» Directions for this task
Count how many lines below contain the word "React", then give that number alone.

..........

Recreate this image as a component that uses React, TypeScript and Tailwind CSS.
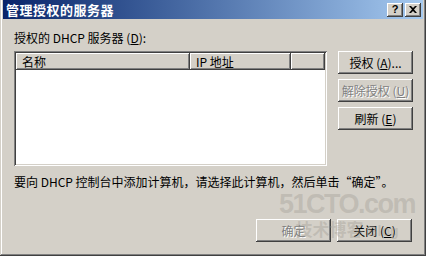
import React from "react";

const FONT = { fontFamily: '"Noto Sans CJK SC", "Liberation Sans", sans-serif' };

function Btn({
  children,
  disabled,
  className = "",
}: {
  children: React.ReactNode;
  disabled?: boolean;
  className?: string;
}) {
  return (
    <div
      className={
        "flex h-[23px] w-[75px] items-center justify-center bg-[#d4d0c8] text-[12px] leading-[12px] shadow-[inset_-1px_-1px_#404040,inset_1px_1px_#ffffff,inset_-2px_-2px_#808080] " +
        (disabled ? "text-[#808080] [text-shadow:1px_1px_#ffffff] " : "text-black ") +
        className
      }
    >
      {children}
    </div>
  );
}

function HeaderCell({ children, className = "" }: { children?: React.ReactNode; className?: string }) {
  return (
    <div
      className={
        "flex h-[17px] items-center bg-[#d4d0c8] text-[12px] leading-[12px] text-black shadow-[inset_-1px_-1px_#404040,inset_1px_1px_#ffffff,inset_-2px_-2px_#808080] " +
        className
      }
    >
      {children}
    </div>
  );
}

export default function App() {
  return (
    <div
      style={FONT}
      className="relative flex h-[256px] w-[426px] flex-col overflow-hidden bg-[#d4d0c8] pl-[3px] pr-[3px] shadow-[inset_-1px_-1px_#404040,inset_1px_0_#d4d0c8,inset_-2px_-2px_#808080,inset_2px_0_#ffffff]"
    >
      {/* Title bar */}
      <div className="flex h-[19px] items-center justify-between bg-gradient-to-r from-[#0a246a] to-[#a6caf0] pl-[3px] pr-[2px]">
        <span className="text-[13px] font-bold leading-[13px] tracking-[0.5px] text-white">管理授权的服务器</span>
        <div className="flex gap-[2px]">
          <div className="flex h-[14px] w-[16px] items-center justify-center bg-[#d4d0c8] shadow-[inset_-1px_-1px_#404040,inset_1px_1px_#ffffff,inset_-2px_-2px_#808080]">
            <span className="text-[11px] font-bold leading-[11px] text-black" style={{ fontFamily: '"Liberation Sans", sans-serif' }}>?</span>
          </div>
          <div className="flex h-[14px] w-[16px] items-center justify-center bg-[#d4d0c8] shadow-[inset_-1px_-1px_#404040,inset_1px_1px_#ffffff,inset_-2px_-2px_#808080]">
            <svg width="8" height="7" viewBox="0 0 8 7">
              <path d="M0 0h2l2 2 2-2h2L5 3.5 8 7H6L4 5 2 7H0l3-3.5z" fill="#000" />
            </svg>
          </div>
        </div>
      </div>

      {/* Body */}
      <div className="flex flex-col pl-[11px] pr-[10px]">
        <div className="mt-[13px] text-[12px] leading-[12px] text-black">
          授权的 DHCP 服务器 (<u>D</u>):
        </div>

        <div className="mt-[7px] flex gap-[11px]">
          {/* List view */}
          <div className="flex h-[115px] w-[313px] flex-col bg-white p-[2px] shadow-[inset_1px_1px_#808080,inset_-1px_-1px_#ffffff,inset_2px_2px_#404040,inset_-2px_-2px_#d4d0c8]">
            <div className="flex">
              <HeaderCell className="w-[174px] pl-[6px]">名称</HeaderCell>
              <HeaderCell className="w-[101px] pl-[6px]">IP 地址</HeaderCell>
              <HeaderCell className="flex-1" />
            </div>
            <div className="flex-1 bg-white" />
          </div>

          {/* Side buttons */}
          <div className="flex flex-col gap-[5px]">
            <Btn>
              授权 (<u>A</u>)...
            </Btn>
            <Btn disabled>
              解除授权 (<u>U</u>)
            </Btn>
            <Btn>
              刷新 (<u>E</u>)
            </Btn>
          </div>
        </div>

        <div className="mt-[10px] whitespace-nowrap text-[12px] leading-[12px] text-black">
          要向 DHCP 控制台中添加计算机，请选择此计算机，然后单击“确定”。
        </div>

        <div className="mt-[31px] flex justify-end gap-[6px] pr-[1px]">
          <Btn disabled>确定</Btn>
          <Btn>
            关闭 (<u>C</u>)
          </Btn>
        </div>
      </div>

      {/* Watermark */}
      <div className="pointer-events-none absolute left-[288px] top-[190px] flex w-[118px] flex-col items-center">
        <span
          className="text-[27px] font-bold leading-[28px] tracking-[-1.5px] text-[#9a968e]/35"
          style={{ fontFamily: '"Liberation Sans Narrow", "Liberation Sans", sans-serif' }}
        >
          51CTO.com
        </span>
        <span className="text-[17px] font-bold leading-[22px] text-[#9a968e]/35">
          技术博客 <span style={{ fontFamily: '"Liberation Sans", sans-serif' }} className="text-[14px]">Blog</span>
        </span>
      </div>
    </div>
  );
}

..........

» Complete output
4